Guru yang berkualitas adalah sosok penting dalam upaya melaksanakan Pendidikan berkualitas dan mewujudkan SDM berkualitas sebagai modal dasar pembangunan. Semua guru memiliki peran, tugas, kewajiban dan tanggung jawab sama. Oleh karena itu semua guru seharusnya juga mendapatkan hak, kesejahteraan dan jaminan perlindungan yang sama. Tetapi faktanya saat ini ada guru PNS, guru PPPK, guru honorer dibiayai APBD, guru honorer tidak dibiayai APBD, guru outsourching, dan di sekolah swasta ada guru tetap Yayasan (GTY) dan guru tidak tetap (GTT). Meskipun TUPOKSI dan tanggung jawab semua guru sama, tetapi dengan status dan sebutan yang berbeda-beda itu mereka juga memperoleh hak, kesejahteraan dan jaminan perlindungan yang berbeda-beda.

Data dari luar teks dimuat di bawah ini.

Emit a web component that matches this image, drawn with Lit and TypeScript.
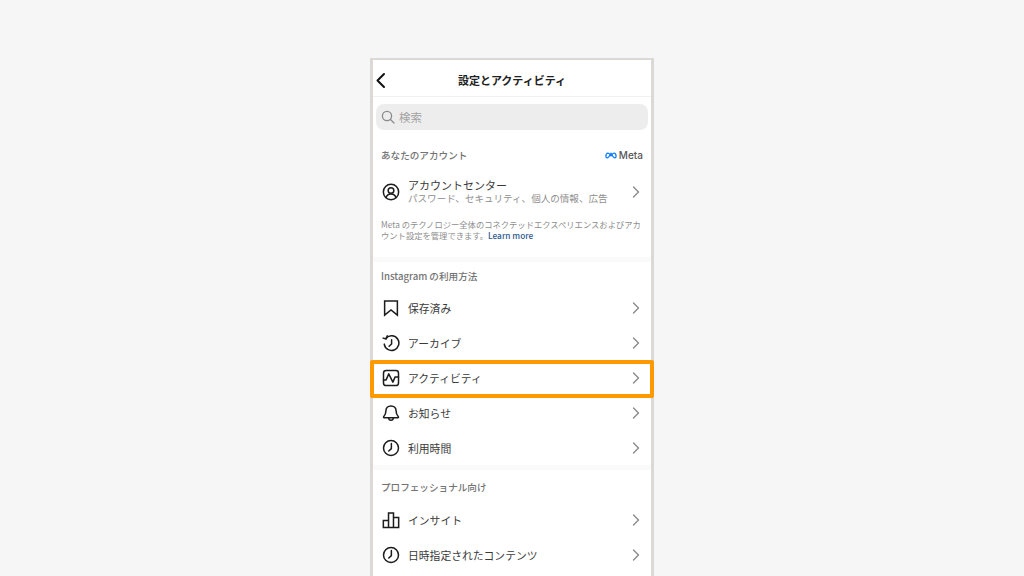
import { LitElement, html, css, svg } from "lit";
import { customElement } from "lit/decorators.js";

const clock = svg`<circle cx="12" cy="12" r="10"/><path d="M12.500 6v6.800L9 16"/>`;
const icons: Record<string, unknown> = {
  user: svg`<circle cx="12" cy="12" r="10.200"/><circle cx="12" cy="10" r="3.800"/><path d="M5.400 19.200c1-3 3.600-4.700 6.600-4.700s5.600 1.700 6.600 4.700"/>`,
  bookmark: svg`<path stroke-linejoin="miter" d="M3.500 2.500h17v19L12 14.500 3.500 21.500z"/>`,
  archive: svg`<path d="M5.500 5.500A9.800 9.800 0 1 1 3 13.500"/><path d="M1.500 5.500l4 1.200 1.500-4.200"/><path d="M12.800 7.500v5.800l-3.300 3"/>`,
  activity: svg`<rect x="2" y="2" width="20" height="20" rx="3.500"/><path d="M2 14.500h3.500l3.500-8 5.500 11 3-7h4.500"/>`,
  bell: svg`<path d="M12 2.500c-4.200 0-6.800 3-6.800 6.800 0 4-1 5.500-3 7.700-.4.500-.1 1.200.6 1.200h18.400c.7 0 1-.7.600-1.200-2-2.200-3-3.700-3-7.700 0-3.800-2.600-6.800-6.800-6.800z"/><path d="M9 18.500a3 3 0 0 0 6 0"/>`,
  clock,
  chart: svg`<path stroke-linejoin="miter" d="M1.800 22v-9.500h6.900V22zM8.700 22V2.500h6.600V22zM15.300 22V8.500h6.900V22z"/>`,
};

type Row = { icon: string; label: string };
const usage: Row[] = [
  { icon: "bookmark", label: "保存済み" },
  { icon: "archive", label: "アーカイブ" },
  { icon: "activity", label: "アクティビティ" },
  { icon: "bell", label: "お知らせ" },
  { icon: "clock", label: "利用時間" },
];
const pro: Row[] = [
  { icon: "chart", label: "インサイト" },
  { icon: "clock", label: "日時指定されたコンテンツ" },
];

@customElement("app-root")
export class AppRoot extends LitElement {
  static styles = css`
    :host {
      display: block;
      width: 1024px;
      height: 576px;
      overflow: hidden;
      background: #f6f6f6;
      font-family: "Noto Sans CJK JP", "Liberation Sans", sans-serif;
      color: #262626;
    }
    .phone {
      box-sizing: border-box;
      width: 284px;
      height: 530px;
      margin: 58px 0 0 370px;
      border: 3px solid #dbd8d5;
      border-bottom: none;
      border-top-width: 2px;
      background: #fff;
      display: flex;
      flex-direction: column;
    }
    .header {
      height: 37px;
      flex: none;
      box-sizing: border-box;
      padding-top: 4px;
      border-bottom: 1px solid #f0f0f0;
      display: flex;
      align-items: center;
      justify-content: center;
      position: relative;
      font-size: 11px;
      font-weight: 700;
      color: #222;
    }
    .back {
      position: absolute;
      left: 2px;
      top: 12px;
      width: 11px;
      height: 17px;
    }
    .search {
      height: 26px;
      flex: none;
      margin: 7px 3px 0 3px;
      border-radius: 8px;
      background: #ededed;
      display: flex;
      align-items: center;
      gap: 4px;
      padding-left: 5px;
      font-size: 11.500px;
      color: #a3a3a3;
    }
    .search svg { width: 14px; height: 14px; }
    .head {
      height: 18px;
      display: flex;
      align-items: center;
      justify-content: space-between;
      padding: 0 8px 0 8px;
      font-size: 9.600px;
      font-weight: 500;
      color: #737373;
      flex: none;
    }
    .first { margin-top: 16px; }
    .meta {
      display: flex;
      align-items: center;
      gap: 2px;
      font-family: "Inter", sans-serif;
      font-size: 10px;
      font-weight: 500;
      color: #555;
    }
    .meta svg { width: 12px; height: 7px; }
    .row {
      height: 35px;
      flex: none;
      display: flex;
      align-items: center;
      padding: 0 11px 0 9px;
      position: relative;
      font-size: 10.800px;
      color: #3a3a3a;
    }
    .icon {
      width: 18px;
      height: 18px;
      flex: none;
      margin-right: 8px;
      fill: none;
      stroke: #1c1c1c;
      stroke-width: 2;
      stroke-linecap: round;
      stroke-linejoin: round;
    }
    .label { flex: 1; white-space: nowrap; }
    .chev {
      width: 8px;
      height: 12px;
      flex: none;
      fill: none;
      stroke: #8a8a8a;
      stroke-width: 1.400;
      stroke-linecap: round;
      stroke-linejoin: round;
    }
    .account { height: 43px; margin-top: 6px; }
    .two { flex: 1; display: flex; flex-direction: column; }
    .two .t1 { font-size: 11px; line-height: 13px; }
    .two .t2 { font-size: 9.550px; line-height: 13px; color: #8e8e8e; white-space: nowrap; }
    .note {
      margin: 6px 9px 0 8px;
      font-size: 8.300px;
      line-height: 11px;
      color: #8e8e8e;
      flex: none;
      height: 26px;
    }
    .note a { color: #2b5a8e; font-weight: 500; text-decoration: none; }
    .band { height: 5px; background: #fafafa; flex: none; }
    .band1 { margin-top: 12px; }
    .sec { margin-top: 5px; margin-bottom: 5px; }
    .sec2 { margin-top: 8px; margin-bottom: 6px; }
    .mark {
      position: absolute;
      left: -3px;
      right: -3px;
      top: 0;
      bottom: -3px;
      border: 4px solid #ff9900;
      border-radius: 2px;
      pointer-events: none;
    }
  `;

  private chev() {
    return html`<svg class="chev" viewBox="0 0 8 12"><path d="M1.500 1l5 5-5 5" /></svg>`;
  }

  private row(r: Row) {
    return html`<div class="row">
      <svg class="icon" viewBox="0 0 24 24">${icons[r.icon]}</svg>
      <span class="label">${r.label}</span>
      ${this.chev()}
      ${r.icon === "activity" ? html`<div class="mark"></div>` : ""}
    </div>`;
  }

  render() {
    return html`<div class="phone">
      <div class="header">
        <svg class="back" viewBox="0 0 11 17" fill="none" stroke="#111" stroke-width="2" stroke-linecap="round" stroke-linejoin="round"><path d="M9 2L2.500 8.500 9 15" /></svg>
        設定とアクティビティ
      </div>
      <div class="search">
        <svg viewBox="0 0 14 14" fill="none" stroke="#8a8a8a" stroke-width="1.300" stroke-linecap="round"><circle cx="6" cy="6" r="4.600" /><path d="M9.500 9.500L13 13" /></svg>
        検索
      </div>
      <div class="head first">
        <span>あなたのアカウント</span>
        <span class="meta">
          <svg viewBox="0 0 26 14" fill="none" stroke="#0a7cff" stroke-width="2.800" stroke-linecap="round" stroke-linejoin="round"><path d="M6.500 2C3.500 2 2 5.500 2 8.500S3.500 12 5 12c2.500 0 4.500-3.500 8-10 3.500 6.500 5.500 10 8 10 1.500 0 3-.5 3-3.500S22.500 2 19.500 2C17 2 15 5 13 8c-2-3-4-6-6.500-6z" /></svg>
          Meta
        </span>
      </div>
      <div class="row account">
        <svg class="icon" viewBox="0 0 24 24">${icons.user}</svg>
        <div class="two">
          <span class="t1">アカウントセンター</span>
          <span class="t2">パスワード、セキュリティ、個人の情報、広告</span>
        </div>
        ${this.chev()}
      </div>
      <div class="note">Meta のテクノロジー全体のコネクテッドエクスペリエンスおよびアカウント設定を管理できます。<a>Learn more</a></div>
      <div class="band band1"></div>
      <div class="head sec"><span>Instagram の利用方法</span></div>
      ${usage.map((r) => this.row(r))}
      <div class="band"></div>
      <div class="head sec2"><span>プロフェッショナル向け</span></div>
      ${pro.map((r) => this.row(r))}
    </div>`;
  }
}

Untuk mengkritisi persoalan tersebut derapguru.com berbincang dengan Sekretaris PGRI Kabupaten Banjarnegara, Sunarto MPd, Kader muda PGRI yang juga sebagai Kabid Pembinaan PAUD dan Dikmas pada Dinas Pendikan Kabupaten Banjarnegara. Berikut kutipan perbincangannya;
Bagaimana seharusnya tata kelola guru dilakukan agar pendidikan di Indonesia makin maju dan berkualitas?
Pemerintah harus konsisten dengan program pemenuhan guru di semua sekolah. Semua sekolah negeri harus tercukupi kebutuhan guru yang diangkat oleh pemerintah baik PNS maupun P3K. Bagi sekolah swasta dapat dicukupi oleh yayasan, dan jika memungkinkan pemerintah memberikan bantuan guru ke sekolah swasta (diperbantukan) seperti zaman orde baru.
Bagaimana dengan pola pembinaan guru?Pembinaan guru harus dilakukan terus menerus sesuai dengan kebutuhan. Dengan berbagai cara seperti bimbingan teknis, workshop, pendidikan dan pelatihan baik secara daring maupun luring. Interaksi dan keteladanan menjadi kunci utama guru dalam mendidik siswa. Karena itu pelatihan guru juga harus menggambarkan situasi sosial yang ada di sekolah. Dan pelatihan yang memposisikan guru layaknya karyawan atau pegawai non guru yang penuh teori dan aplikasi harus ditinjau kembali. Guru tidak boleh ditarget dengan target-target nominal sebagaimana karyawan pabrik atau perbankan, karena guru bukan berhadapan dengan kebendaan atau materi. Guru berhadapan dengan pribadi-pribadi yang unik yang masing-masing memiliki potensi dan karakter yang berbeda.
Terkait dengan tugas yang dibebankan kepada para guru, bagaimana komentar anda?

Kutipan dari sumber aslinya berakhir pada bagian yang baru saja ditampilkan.